Alignement réglementaire

La position de l’entreprise est conforme au livre blanc de la Commission européenne sur la défense européenne, intitulé Readiness 2030, qui préconise un renforcement des partenariats public-privé pour le financement des capacités de défense européennes. Elle est également conforme aux récentes clarifications de l’Autorité européenne des marchés financiers (AEMF), qui a supprimé la défense conventionnelle des critères d’exclusion standard des fonds labellisés ESG.

M. Christensen, qui s’est récemment adressé au Parlement européen au sujet de la refonte de la SFDR, a appelé à la simplification, mais pas à la déréglementation. « Nous ne voulons vraiment pas jeter le bébé avec l’eau du bain », déclare-t-il. Il a également souligné l’importance de maintenir les piliers fondamentaux du cadre des finances durables de l’UE, y compris la double matérialité et les exigences en matière de rapports pour les entreprises de plus de 500 employés. « L’Europe est considérée comme un leader en matière de réglementation et de durabilité. Si nous allons trop loin dans la simplification, nous renonçons à ce rôle de leader. »
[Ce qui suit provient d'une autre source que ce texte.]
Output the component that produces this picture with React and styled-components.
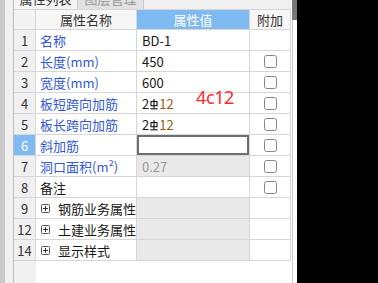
import React from 'react';
import styled, { createGlobalStyle } from 'styled-components';

const Global = createGlobalStyle`
  html, body { margin: 0; padding: 0; background: #000; }
  body {
    font-family: "Noto Sans CJK SC", "Noto Sans", sans-serif;
    font-size: 13px;
    color: #1a1a1a;
  }
  * { box-sizing: border-box; }
`;

const Page = styled.div`
  display: flex;
  width: 378px;
  height: 283px;
  background: #000;
  overflow: hidden;
`;

const Panel = styled.div`
  display: flex;
  width: 297px;
  height: 100%;
  background: #fff;
  flex-shrink: 0;
`;

const GutterDark = styled.div`
  width: 5px;
  background: #c9c9c9;
  flex-shrink: 0;
`;

const GutterLight = styled.div`
  width: 9px;
  background: #f0f0f0;
  border-right: 1px solid #bdbdbd;
  flex-shrink: 0;
`;

const Main = styled.div`
  position: relative;
  display: flex;
  flex-direction: column;
  width: 277px;
  flex-shrink: 0;
`;

const TabBar = styled.div`
  height: 9px;
  overflow: hidden;
  display: flex;
  align-items: flex-end;
  background: #f0f0f0;
`;

const Tab = styled.div`
  flex-shrink: 0;
  height: 24px;
  width: ${p => p.$w}px;
  padding-top: 4px;
  line-height: 20px;
  text-align: center;
  background: ${p => (p.$active ? '#f4f4f4' : '#e2e2e2')};
  color: ${p => (p.$active ? '#333' : '#9a9a9a')};
  border-right: 1px solid #c8c8c8;
`;

const Row = styled.div`
  display: grid;
  grid-template-columns: 22px 101px 113px 41px;
  height: 21px;
  ${p => p.$header && 'border-top: 1px solid #d6d6d6;'}
`;

const Cell = styled.div`
  display: flex;
  align-items: center;
  justify-content: ${p => (p.$center ? 'center' : 'flex-start')};
  padding: ${p => (p.$center ? '0' : '0 4px')};
  border-right: 1px solid #d6d6d6;
  border-bottom: 1px solid #d6d6d6;
  background: ${p => p.$bg || '#fff'};
  color: ${p => p.$color || '#1a1a1a'};
  white-space: nowrap;
  overflow: hidden;
  ${p => p.$editing && 'box-shadow: inset 0 0 0 2px #6f6f6f;'}
`;

const ValueCell = styled(Cell)`
  padding-left: 5px;
`;

const Filler = styled.div`
  flex: 1;
  display: grid;
  grid-template-columns: 22px 255px;
`;

const FillerNum = styled.div`
  background: #f0f0f0;
`;

const Spacer = styled.div`
  width: 1px;
  flex-shrink: 0;
  background: #fff;
`;

const ScrollTrack = styled.div`
  width: 5px;
  flex-shrink: 0;
  border-left: 1px solid #c8c8c8;
  background: #fff;
  position: relative;
`;

const ScrollThumb = styled.div`
  position: absolute;
  left: -1px;
  top: 0;
  width: 5px;
  height: 20px;
  background: #777;
`;

const Check = styled.span`
  display: inline-block;
  width: 13px;
  height: 13px;
  border: 1px solid #868686;
  border-radius: 2.5px;
  background: #fff;
`;

const Expand = styled.span`
  display: inline-flex;
  align-items: center;
  justify-content: center;
  width: 9px;
  height: 9px;
  border: 1px solid #555;
  border-radius: 1.5px;
  margin-right: 8px;
  margin-left: 1px;
  flex-shrink: 0;
`;

const Twelve = styled.span`
  color: #9a5a0c;
`;

const Note = styled.div`
  position: absolute;
  left: 182px;
  top: 86px;
  font-family: "Noto Sans", sans-serif;
  font-size: 18px;
  line-height: 22px;
  color: #ff2a2a;
  letter-spacing: -0.4px;
`;

const Rebar = () => (
  <svg width="8" height="11" viewBox="0 0 8 11" style={{ verticalAlign: '-1px', margin: '0 1px' }}>
    <rect x="1" y="2.5" width="6" height="4.2" fill="none" stroke="#111" strokeWidth="1.1" />
    <line x1="4" y1="0" x2="4" y2="9.5" stroke="#111" strokeWidth="1.1" />
    <line x1="0.3" y1="9.8" x2="7.7" y2="9.8" stroke="#111" strokeWidth="1.1" />
  </svg>
);

const PlusIcon = () => (
  <svg width="7" height="7" viewBox="0 0 7 7">
    <line x1="3.5" y1="1" x2="3.5" y2="6" stroke="#333" strokeWidth="1" />
    <line x1="1" y1="3.5" x2="6" y2="3.5" stroke="#333" strokeWidth="1" />
  </svg>
);

const BLUE = '#3157d6';

const rows = [
  { n: '1', name: '名称', value: 'BD-1', blue: true, check: false },
  { n: '2', name: '长度(mm)', value: '450', blue: true, check: true },
  { n: '3', name: '宽度(mm)', value: '600', blue: true, check: true },
  { n: '4', name: '板短跨向加筋', rebar: true, blue: true, check: true },
  { n: '5', name: '板长跨向加筋', rebar: true, blue: true, check: true },
  { n: '6', name: '斜加筋', value: '', blue: true, check: true, selected: true },
  { n: '7', name: '洞口面积(m²)', value: '0.27', blue: true, check: true, readonly: true },
  { n: '8', name: '备注', value: '', check: true },
  { n: '9', name: '钢筋业务属性', group: true },
  { n: '12', name: '土建业务属性', group: true },
  { n: '14', name: '显示样式', group: true },
];

export default function App() {
  return (
    <Page>
      <Global />
      <Panel>
        <GutterDark />
        <GutterLight />
        <Main>
          <TabBar>
            <Tab $active $w={64}>属性列表</Tab>
            <Tab $w={66}>图层管理</Tab>
          </TabBar>
          <Row $header>
            <Cell $center $bg="#f3f3f3" />
            <Cell $center $bg="#f6f6f6" $color="#333">属性名称</Cell>
            <Cell $center $bg="#80baf2" $color="#fff">属性值</Cell>
            <Cell $center $bg="#f6f6f6" $color="#333">附加</Cell>
          </Row>
          {rows.map(r => (
            <Row key={r.n}>
              <Cell
                $center
                $bg={r.selected ? '#80baf2' : '#f0f0f0'}
                $color={r.selected ? '#fff' : '#333'}
              >
                {r.n}
              </Cell>
              <Cell $color={r.blue ? BLUE : '#1a1a1a'}>
                {r.group && (
                  <Expand>
                    <PlusIcon />
                  </Expand>
                )}
                {r.name}
              </Cell>
              <ValueCell
                $bg={r.group || r.readonly ? '#e9e9e9' : '#fff'}
                $color={r.readonly ? '#9a9a9a' : '#1a1a1a'}
                $editing={r.selected}
              >
                {r.rebar ? (
                  <span>
                    2<Rebar />
                    <Twelve>12</Twelve>
                  </span>
                ) : (
                  r.value
                )}
              </ValueCell>
              <Cell $center>{r.check && <Check />}</Cell>
            </Row>
          ))}
          <Filler>
            <FillerNum />
            <div />
          </Filler>
          <Note>4c12</Note>
        </Main>
        <Spacer />
        <ScrollTrack>
          <ScrollThumb />
        </ScrollTrack>
      </Panel>
    </Page>
  );
}
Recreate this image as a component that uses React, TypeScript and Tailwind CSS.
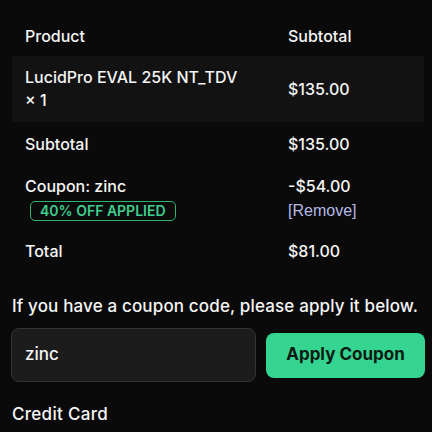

Natixis voit les choses différemment
Après l’annonce de cette décision par Allianz aux investisseurs, en avril, plusieurs autres grandes sociétés de gestion de fonds ont également levé leur interdiction sur les investissements de défense dans les fonds relevant de l’article 8, notamment UBS et DWS. La société Natixis, basée à Paris, a également indiqué que certains clients ont demandé à ce que les investissements dans la défense soient inclus dans les fonds ESG relevant de l’article 8.
Lors d’un récent événement à Paris, les dirigeants de Natixis ont laissé entendre que la finance durable doit se développer en fonction des besoins sociétaux, y compris la sécurité nationale, tout en reconnaissant les préoccupations éthiques concernant les exportations d’armes et les droits de l’homme.
Un dirigeant de Natixis a souligné l’importance de l’engagement client : « Certains comprendront l’approche mais s’abstiendront d’investir dans l’industrie de la défense. D’autres considéreront que l’investissement contribue à notre protection. »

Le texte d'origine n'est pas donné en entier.